--- BEGIN ---
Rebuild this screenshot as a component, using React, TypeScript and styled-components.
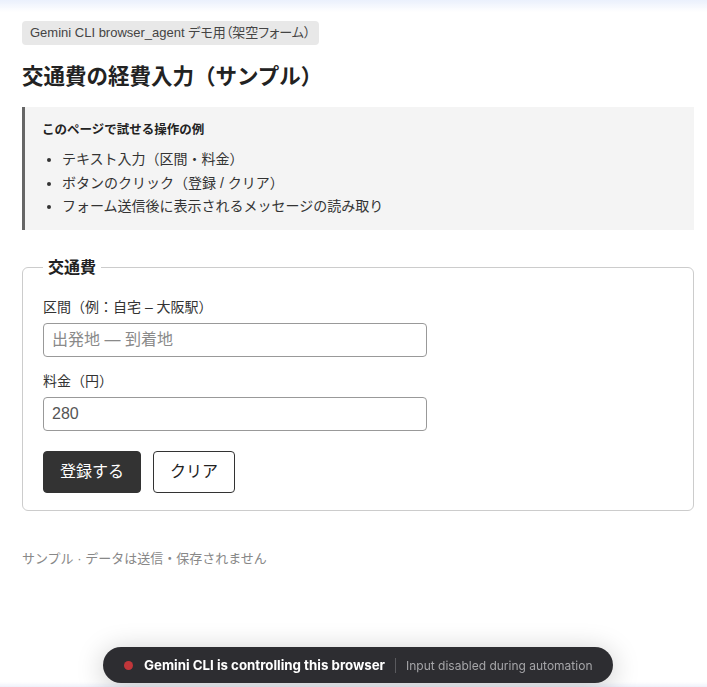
import React from "react";
import styled, { createGlobalStyle } from "styled-components";

const Global = createGlobalStyle`
  html, body { margin: 0; padding: 0; background: #fff; }
  body {
    font-family: "Liberation Sans", "Noto Sans CJK JP", sans-serif;
    color: #222;
  }
  * { box-sizing: border-box; }
`;

const Page = styled.main`
  padding: 21px 13px 60px 22px;
`;

const Badge = styled.span`
  display: inline-block;
  background: #e8e8e8;
  color: #444;
  font-size: 13px;
  line-height: 16px;
  padding: 4px 9px 4px 8px;
  border-radius: 4px;
  font-feature-settings: "palt";
`;

const Title = styled.h1`
  margin: 18px 0 0;
  font-size: 21.5px;
  line-height: 28px;
  font-weight: 700;
  color: #222;
`;

const InfoBox = styled.section`
  margin-top: 16px;
  background: #f4f4f4;
  border-left: 3px solid #666;
  padding: 13px 16px 11px 17px;
`;

const InfoTitle = styled.p`
  margin: 0 0 8px;
  font-size: 12.5px;
  line-height: 20px;
  font-weight: 700;
  color: #222;
`;

const InfoList = styled.ul`
  margin: 0;
  padding-left: 20px;
  font-size: 14px;
  line-height: 23.5px;
  color: #333;
`;

const Fieldset = styled.fieldset`
  margin: 27px 0 0;
  border: 1px solid #ccc;
  border-radius: 6px;
  padding: 18px 20px 17px;
`;

const Legend = styled.legend`
  padding: 0 5px;
  font-size: 16px;
  line-height: 22px;
  font-weight: 700;
  color: #222;
`;

const Field = styled.div`
  display: flex;
  flex-direction: column;
  gap: 6px;
  margin-bottom: 14px;
`;

const Label = styled.label`
  font-size: 14px;
  line-height: 20px;
  color: #333;
`;

const Input = styled.input`
  width: 384px;
  height: 34px;
  padding: 6px 8px;
  font: inherit;
  font-size: 16px;
  color: #555;
  border: 1px solid #999;
  border-radius: 4px;
  background: #fff;
  &::placeholder { color: #8a8a8a; }
`;

const Actions = styled.div`
  display: flex;
  gap: 12px;
  margin-top: 20px;
`;

const Button = styled.button<{ $primary?: boolean }>`
  font: inherit;
  font-size: 16px;
  line-height: 20px;
  padding: 10px 16px;
  border-radius: 4px;
  border: 1px solid #333;
  background: ${(p) => (p.$primary ? "#333" : "#fff")};
  color: ${(p) => (p.$primary ? "#fff" : "#222")};
  cursor: pointer;
`;

const Footer = styled.p`
  margin: 39px 0 0;
  font-size: 13px;
  line-height: 18px;
  color: #888;
`;

const TopGlow = styled.div`
  position: fixed;
  left: 0;
  right: 0;
  top: 0;
  height: 12px;
  background: linear-gradient(#eaf0fc, rgba(234, 240, 252, 0));
  pointer-events: none;
`;

const BottomGlow = styled.div`
  position: fixed;
  left: 0;
  right: 0;
  bottom: 0;
  height: 5px;
  background: linear-gradient(rgba(234, 240, 252, 0), #eef1fa);
  pointer-events: none;
`;

const Toast = styled.div`
  position: fixed;
  left: 103px;
  bottom: 4px;
  height: 36px;
  display: flex;
  align-items: center;
  padding: 0 21px 0 21px;
  background: #2d2d31;
  border-radius: 18px;
  box-shadow: 0 4px 28px rgba(0, 0, 0, 0.22);
  font-family: "Inter", "Liberation Sans", sans-serif;
  white-space: nowrap;
`;

const Dot = styled.span`
  width: 9px;
  height: 9px;
  border-radius: 50%;
  background: #c0363a;
  margin-right: 11px;
`;

const ToastMain = styled.span`
  color: #fff;
  font-size: 13.3px;
  font-weight: 700;
`;

const Sep = styled.span`
  width: 1px;
  height: 15px;
  background: #5a5a5e;
  margin: 0 10px;
`;

const ToastSub = styled.span`
  color: #a5a5a8;
  font-size: 12px;
`;

export default function App() {
  return (
    <>
      <Global />
      <TopGlow />
      <Page>
        <Badge>Gemini CLI browser_agent デモ用（架空フォーム）</Badge>
        <Title>交通費の経費入力（サンプル）</Title>
        <InfoBox>
          <InfoTitle>このページで試せる操作の例</InfoTitle>
          <InfoList>
            <li>テキスト入力（区間・料金）</li>
            <li>ボタンのクリック（登録 / クリア）</li>
            <li>フォーム送信後に表示されるメッセージの読み取り</li>
          </InfoList>
        </InfoBox>
        <Fieldset>
          <Legend>交通費</Legend>
          <Field>
            <Label htmlFor="route">区間（例：自宅 – 大阪駅）</Label>
            <Input id="route" placeholder="出発地 — 到着地" />
          </Field>
          <Field>
            <Label htmlFor="fare">料金（円）</Label>
            <Input id="fare" defaultValue="280" />
          </Field>
          <Actions>
            <Button $primary>登録する</Button>
            <Button>クリア</Button>
          </Actions>
        </Fieldset>
        <Footer>サンプル · データは送信・保存されません</Footer>
      </Page>
      <BottomGlow />
      <Toast>
        <Dot />
        <ToastMain>Gemini CLI is controlling this browser</ToastMain>
        <Sep />
        <ToastSub>Input disabled during automation</ToastSub>
      </Toast>
    </>
  );
}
--- END ---
Repeat the listing verbatim. Skip the pictures.

* _SOLVED EXERCISE_:
Rebuild this screenshot as a component, using React, TypeScript and styled-components.
import React from "react";
import styled, { createGlobalStyle } from "styled-components";

const Global = createGlobalStyle`
  html, body { margin: 0; padding: 0; background: #fff; }
  body {
    font-family: "Liberation Sans", "Noto Sans CJK JP", sans-serif;
    color: #222;
  }
  * { box-sizing: border-box; }
`;

const Page = styled.main`
  padding: 21px 13px 60px 22px;
`;

const Badge = styled.span`
  display: inline-block;
  background: #e8e8e8;
  color: #444;
  font-size: 13px;
  line-height: 16px;
  padding: 4px 9px 4px 8px;
  border-radius: 4px;
  font-feature-settings: "palt";
`;

const Title = styled.h1`
  margin: 18px 0 0;
  font-size: 21.5px;
  line-height: 28px;
  font-weight: 700;
  color: #222;
`;

const InfoBox = styled.section`
  margin-top: 16px;
  background: #f4f4f4;
  border-left: 3px solid #666;
  padding: 13px 16px 11px 17px;
`;

const InfoTitle = styled.p`
  margin: 0 0 8px;
  font-size: 12.5px;
  line-height: 20px;
  font-weight: 700;
  color: #222;
`;

const InfoList = styled.ul`
  margin: 0;
  padding-left: 20px;
  font-size: 14px;
  line-height: 23.5px;
  color: #333;
`;

const Fieldset = styled.fieldset`
  margin: 27px 0 0;
  border: 1px solid #ccc;
  border-radius: 6px;
  padding: 18px 20px 17px;
`;

const Legend = styled.legend`
  padding: 0 5px;
  font-size: 16px;
  line-height: 22px;
  font-weight: 700;
  color: #222;
`;

const Field = styled.div`
  display: flex;
  flex-direction: column;
  gap: 6px;
  margin-bottom: 14px;
`;

const Label = styled.label`
  font-size: 14px;
  line-height: 20px;
  color: #333;
`;

const Input = styled.input`
  width: 384px;
  height: 34px;
  padding: 6px 8px;
  font: inherit;
  font-size: 16px;
  color: #555;
  border: 1px solid #999;
  border-radius: 4px;
  background: #fff;
  &::placeholder { color: #8a8a8a; }
`;

const Actions = styled.div`
  display: flex;
  gap: 12px;
  margin-top: 20px;
`;

const Button = styled.button<{ $primary?: boolean }>`
  font: inherit;
  font-size: 16px;
  line-height: 20px;
  padding: 10px 16px;
  border-radius: 4px;
  border: 1px solid #333;
  background: ${(p) => (p.$primary ? "#333" : "#fff")};
  color: ${(p) => (p.$primary ? "#fff" : "#222")};
  cursor: pointer;
`;

const Footer = styled.p`
  margin: 39px 0 0;
  font-size: 13px;
  line-height: 18px;
  color: #888;
`;

const TopGlow = styled.div`
  position: fixed;
  left: 0;
  right: 0;
  top: 0;
  height: 12px;
  background: linear-gradient(#eaf0fc, rgba(234, 240, 252, 0));
  pointer-events: none;
`;

const BottomGlow = styled.div`
  position: fixed;
  left: 0;
  right: 0;
  bottom: 0;
  height: 5px;
  background: linear-gradient(rgba(234, 240, 252, 0), #eef1fa);
  pointer-events: none;
`;

const Toast = styled.div`
  position: fixed;
  left: 103px;
  bottom: 4px;
  height: 36px;
  display: flex;
  align-items: center;
  padding: 0 21px 0 21px;
  background: #2d2d31;
  border-radius: 18px;
  box-shadow: 0 4px 28px rgba(0, 0, 0, 0.22);
  font-family: "Inter", "Liberation Sans", sans-serif;
  white-space: nowrap;
`;

const Dot = styled.span`
  width: 9px;
  height: 9px;
  border-radius: 50%;
  background: #c0363a;
  margin-right: 11px;
`;

const ToastMain = styled.span`
  color: #fff;
  font-size: 13.3px;
  font-weight: 700;
`;

const Sep = styled.span`
  width: 1px;
  height: 15px;
  background: #5a5a5e;
  margin: 0 10px;
`;

const ToastSub = styled.span`
  color: #a5a5a8;
  font-size: 12px;
`;

export default function App() {
  return (
    <>
      <Global />
      <TopGlow />
      <Page>
        <Badge>Gemini CLI browser_agent デモ用（架空フォーム）</Badge>
        <Title>交通費の経費入力（サンプル）</Title>
        <InfoBox>
          <InfoTitle>このページで試せる操作の例</InfoTitle>
          <InfoList>
            <li>テキスト入力（区間・料金）</li>
            <li>ボタンのクリック（登録 / クリア）</li>
            <li>フォーム送信後に表示されるメッセージの読み取り</li>
          </InfoList>
        </InfoBox>
        <Fieldset>
          <Legend>交通費</Legend>
          <Field>
            <Label htmlFor="route">区間（例：自宅 – 大阪駅）</Label>
            <Input id="route" placeholder="出発地 — 到着地" />
          </Field>
          <Field>
            <Label htmlFor="fare">料金（円）</Label>
            <Input id="fare" defaultValue="280" />
          </Field>
          <Actions>
            <Button $primary>登録する</Button>
            <Button>クリア</Button>
          </Actions>
        </Fieldset>
        <Footer>サンプル · データは送信・保存されません</Footer>
      </Page>
      <BottomGlow />
      <Toast>
        <Dot />
        <ToastMain>Gemini CLI is controlling this browser</ToastMain>
        <Sep />
        <ToastSub>Input disabled during automation</ToastSub>
      </Toast>
    </>
  );
}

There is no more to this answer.